Paulina Chiziane e o álbum de fotografias
Paulina nunca se esqueceu do que sempre foi, dos pés descalços e da sombra da árvore onde aprendeu a escrever o seu português, o português do pretuguês, o português dos que não são autoridade.
Acabada de ganhar o Prémio Camões, Paulina Chiziane faz uso do seu sorriso terno e vingador para afirmar que afinal as mulheres negras também sabem escrever. E faz troça, tem gozo nisso, no olho grande esconde as derrotas e só deixa transparecer a vitória, suada num “Estás a ver como a preta sabe.”

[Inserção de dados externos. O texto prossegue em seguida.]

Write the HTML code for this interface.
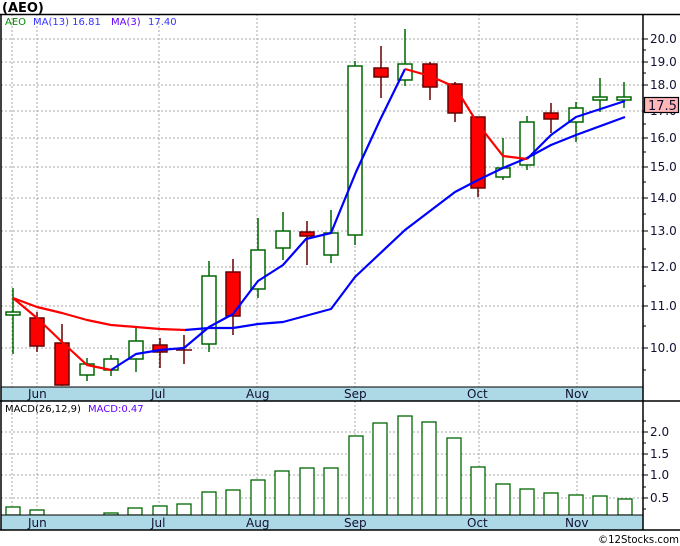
<!DOCTYPE html>
<html><head><meta charset="utf-8"><style>
html,body{margin:0;padding:0;background:#fff;}
svg{display:block;font-family:"DejaVu Sans","Liberation Sans",sans-serif;}
</style></head><body>
<svg width="680" height="546" viewBox="0 0 680 546" xmlns="http://www.w3.org/2000/svg">
<rect width="680" height="546" fill="#fff"/>
<text x="2" y="12" font-size="13" font-weight="bold" fill="#000">(AEO)</text>
<g stroke="#aaa" stroke-dasharray="2,2" stroke-width="1">
<line x1="1" x2="643" y1="39" y2="39"/><line x1="1" x2="643" y1="62" y2="62"/><line x1="1" x2="643" y1="85" y2="85"/><line x1="1" x2="643" y1="111" y2="111"/><line x1="1" x2="643" y1="138" y2="138"/><line x1="1" x2="643" y1="167" y2="167"/><line x1="1" x2="643" y1="198" y2="198"/><line x1="1" x2="643" y1="231" y2="231"/><line x1="1" x2="643" y1="267" y2="267"/><line x1="1" x2="643" y1="306" y2="306"/><line x1="1" x2="643" y1="348" y2="348"/>
<line x1="12" x2="12" y1="14" y2="387"/><line x1="37" x2="37" y1="14" y2="387"/><line x1="159" x2="159" y1="14" y2="387"/><line x1="257" x2="257" y1="14" y2="387"/><line x1="355" x2="355" y1="14" y2="387"/><line x1="479" x2="479" y1="14" y2="387"/><line x1="577" x2="577" y1="14" y2="387"/>
<line x1="1" x2="643" y1="432" y2="432"/><line x1="1" x2="643" y1="454" y2="454"/><line x1="1" x2="643" y1="475" y2="475"/><line x1="1" x2="643" y1="498" y2="498"/>
<line x1="12" x2="12" y1="401" y2="515"/><line x1="37" x2="37" y1="401" y2="515"/><line x1="159" x2="159" y1="401" y2="515"/><line x1="257" x2="257" y1="401" y2="515"/><line x1="355" x2="355" y1="401" y2="515"/><line x1="479" x2="479" y1="401" y2="515"/><line x1="577" x2="577" y1="401" y2="515"/>
</g>
<text x="5" y="25" font-size="10" fill="#080">AEO</text>
<text x="33" y="25" font-size="10" fill="#33f">MA(13)  16.81</text>
<text x="111" y="25" font-size="10" fill="#60f">MA(3)</text>
<text x="148" y="25" font-size="10" fill="#33f">17.40</text>
<g stroke-width="1.5">
<g stroke="#060" fill="#fff">
<line x1="13" x2="13" y1="288" y2="354"/><rect x="6" y="312" width="14" height="3"/>
<line x1="87" x2="87" y1="358" y2="381"/><rect x="80" y="364" width="14" height="11"/>
<line x1="111" x2="111" y1="355" y2="376"/><rect x="104" y="359" width="14" height="11"/>
<line x1="136" x2="136" y1="328" y2="372"/><rect x="129" y="341" width="14" height="18"/>
<line x1="209" x2="209" y1="261" y2="352"/><rect x="202" y="276" width="14" height="68"/>
<line x1="258" x2="258" y1="218" y2="298"/><rect x="251" y="250" width="14" height="39"/>
<line x1="283" x2="283" y1="212" y2="260"/><rect x="276" y="231" width="14" height="17"/>
<line x1="331" x2="331" y1="210" y2="263"/><rect x="324" y="233" width="14" height="22"/>
<line x1="355" x2="355" y1="61" y2="245"/><rect x="348" y="66" width="14" height="169"/>
<line x1="405" x2="405" y1="29" y2="86"/><rect x="398" y="64" width="14" height="16"/>
<line x1="503" x2="503" y1="138" y2="180"/><rect x="496" y="168" width="14" height="9"/>
<line x1="527" x2="527" y1="116" y2="170"/><rect x="520" y="122" width="14" height="43"/>
<line x1="576" x2="576" y1="102" y2="142"/><rect x="569" y="108" width="14" height="14"/>
<line x1="600" x2="600" y1="78" y2="112"/><rect x="593" y="97" width="14" height="3"/>
<line x1="624" x2="624" y1="82" y2="108"/><rect x="617" y="97" width="14" height="3"/>
</g>
<g stroke="#600" fill="#f00">
<line x1="37" x2="37" y1="312" y2="352"/><rect x="30" y="318" width="14" height="28"/>
<line x1="62" x2="62" y1="324" y2="386"/><rect x="55" y="343" width="14" height="42"/>
<line x1="160" x2="160" y1="338" y2="368"/><rect x="153" y="345" width="14" height="7"/>
<line x1="184" x2="184" y1="335" y2="364"/><line x1="176" x2="192" y1="350" y2="350"/>
<line x1="233" x2="233" y1="259" y2="335"/><rect x="226" y="272" width="14" height="44"/>
<line x1="307" x2="307" y1="221" y2="265"/><rect x="300" y="232" width="14" height="4"/>
<line x1="381" x2="381" y1="46" y2="98"/><rect x="374" y="68" width="14" height="9"/>
<line x1="430" x2="430" y1="62" y2="100"/><rect x="423" y="64" width="14" height="23"/>
<line x1="455" x2="455" y1="82" y2="122"/><rect x="448" y="84" width="14" height="29"/>
<line x1="478" x2="478" y1="117" y2="197"/><rect x="471" y="117" width="14" height="71"/>
<line x1="551" x2="551" y1="103" y2="133"/><rect x="544" y="113" width="14" height="6"/>
</g>
</g>
<g fill="none" stroke-width="2.2" stroke-linejoin="round">
<polyline stroke="#f00" points="13,298 37,307 62,313 87,320 111,325 136,327 160,329 185,330"/>
<polyline stroke="#00f" points="185,330 209,328 233,328 258,324 283,322 331,309 355,277 405,230 430,211 455,192 478,180 503,168 527,158 551,145 576,135 625,117"/>
<polyline stroke="#f00" points="13,298 37,318 62,342 87,365 111,370"/>
<polyline stroke="#00f" points="111,370 136,354 160,350 184,348 209,327 233,314 258,281 283,265 306,239 331,233 356,172 380,120 405,69"/>
<polyline stroke="#f00" points="405,69 430,76 455,87 478,124 503,156 527,159"/>
<polyline stroke="#00f" points="527,159 551,135 576,117 625,101"/>
</g>
<g stroke="#060" stroke-width="1.3" fill="#fff">
<rect x="6" y="507" width="14" height="8"/><rect x="30" y="510" width="14" height="5"/><rect x="104" y="513" width="14" height="2"/><rect x="128" y="508" width="14" height="7"/><rect x="153" y="506" width="14" height="9"/><rect x="177" y="504" width="14" height="11"/><rect x="202" y="492" width="14" height="23"/><rect x="226" y="490" width="14" height="25"/><rect x="251" y="480" width="14" height="35"/><rect x="275" y="471" width="14" height="44"/><rect x="300" y="468" width="14" height="47"/><rect x="324" y="468" width="14" height="47"/><rect x="349" y="436" width="14" height="79"/><rect x="373" y="423" width="14" height="92"/><rect x="398" y="416" width="14" height="99"/><rect x="422" y="422" width="14" height="93"/><rect x="447" y="438" width="14" height="77"/><rect x="471" y="467" width="14" height="48"/><rect x="496" y="484" width="14" height="31"/><rect x="520" y="489" width="14" height="26"/><rect x="544" y="493" width="14" height="22"/><rect x="569" y="495" width="14" height="20"/><rect x="593" y="496" width="14" height="19"/><rect x="618" y="499" width="14" height="16"/>
</g>
<text x="5" y="412" font-size="10" fill="#000">MACD(26,12,9)</text>
<text x="88" y="412" font-size="10" fill="#60f">MACD:0.47</text>
<rect x="1" y="387" width="642" height="14" fill="#add8e6"/>
<rect x="1" y="515" width="642" height="15" fill="#add8e6"/>
<g font-size="12" fill="#113">
<text x="28" y="398">Jun</text><text x="151" y="398">Jul</text><text x="246" y="398">Aug</text><text x="344" y="398">Sep</text><text x="467" y="398">Oct</text><text x="565" y="398">Nov</text>
<text x="28" y="527">Jun</text><text x="151" y="527">Jul</text><text x="246" y="527">Aug</text><text x="344" y="527">Sep</text><text x="467" y="527">Oct</text><text x="565" y="527">Nov</text>
</g>
<g stroke="#000" stroke-width="1.5" fill="none">
<line x1="0" x2="680" y1="14.5" y2="14.5"/>
<line x1="1" x2="1" y1="14" y2="530"/>
<line x1="643" x2="643" y1="14" y2="530"/>
<line x1="0" x2="680" y1="401" y2="401"/>
<line x1="0" x2="680" y1="530" y2="530"/>
<line x1="1" x2="643" y1="387" y2="387" stroke-width="1"/>
<line x1="1" x2="643" y1="515" y2="515" stroke-width="1"/>
</g>
<g stroke="#000" stroke-width="1">
<line x1="643" x2="648" y1="39" y2="39"/><line x1="643" x2="648" y1="62" y2="62"/><line x1="643" x2="648" y1="85" y2="85"/><line x1="643" x2="648" y1="111" y2="111"/><line x1="643" x2="648" y1="138" y2="138"/><line x1="643" x2="648" y1="167" y2="167"/><line x1="643" x2="648" y1="198" y2="198"/><line x1="643" x2="648" y1="231" y2="231"/><line x1="643" x2="648" y1="267" y2="267"/><line x1="643" x2="648" y1="306" y2="306"/><line x1="643" x2="648" y1="348" y2="348"/>
<line x1="643" x2="646" y1="50" y2="50"/><line x1="643" x2="646" y1="73" y2="73"/><line x1="643" x2="646" y1="124" y2="124"/><line x1="643" x2="646" y1="152" y2="152"/><line x1="643" x2="646" y1="182" y2="182"/><line x1="643" x2="646" y1="214" y2="214"/><line x1="643" x2="646" y1="249" y2="249"/><line x1="643" x2="646" y1="286" y2="286"/><line x1="643" x2="646" y1="326" y2="326"/><line x1="643" x2="646" y1="370" y2="370"/>
<line x1="643" x2="648" y1="432" y2="432"/><line x1="643" x2="648" y1="454" y2="454"/><line x1="643" x2="648" y1="475" y2="475"/><line x1="643" x2="648" y1="498" y2="498"/>
<line x1="643" x2="646" y1="421" y2="421"/><line x1="643" x2="646" y1="443" y2="443"/><line x1="643" x2="646" y1="465" y2="465"/><line x1="643" x2="646" y1="487" y2="487"/><line x1="643" x2="646" y1="509" y2="509"/>
</g>
<g font-size="12" fill="#113">
<text x="650" y="43">20.0</text><text x="650" y="66">19.0</text><text x="650" y="89">18.0</text><text x="650" y="115">17.0</text><text x="650" y="142">16.0</text><text x="650" y="171">15.0</text><text x="650" y="202">14.0</text><text x="650" y="235">13.0</text><text x="650" y="271">12.0</text><text x="650" y="310">11.0</text><text x="650" y="352">10.0</text>
<text x="650" y="436">2.0</text><text x="650" y="458">1.5</text><text x="650" y="479">1.0</text><text x="650" y="502">0.5</text>
</g>
<rect x="644.5" y="97.5" width="34" height="15" fill="#ffb6b6" stroke="#000" stroke-width="1.2"/>
<text x="648" y="110" font-size="13" fill="#113">17.5</text>
<text x="598" y="543" font-size="11" fill="#000" textLength="81" lengthAdjust="spacingAndGlyphs">©12Stocks.com</text>
</svg>
</body></html>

Paulina é uma escritora maravilhosa, grande, imperatriz, mãe de todas as mulheres negras como eu, negras como ela, que não beneficiaram de nada em momento algum, que nunca fizeram glória dos cabelos loiros e dos olhos azuis, nem conquistaram palcos com a pele mestiça a afirmar a autoridade que é o selo de descender de um branco que garante e o posto e o lugar.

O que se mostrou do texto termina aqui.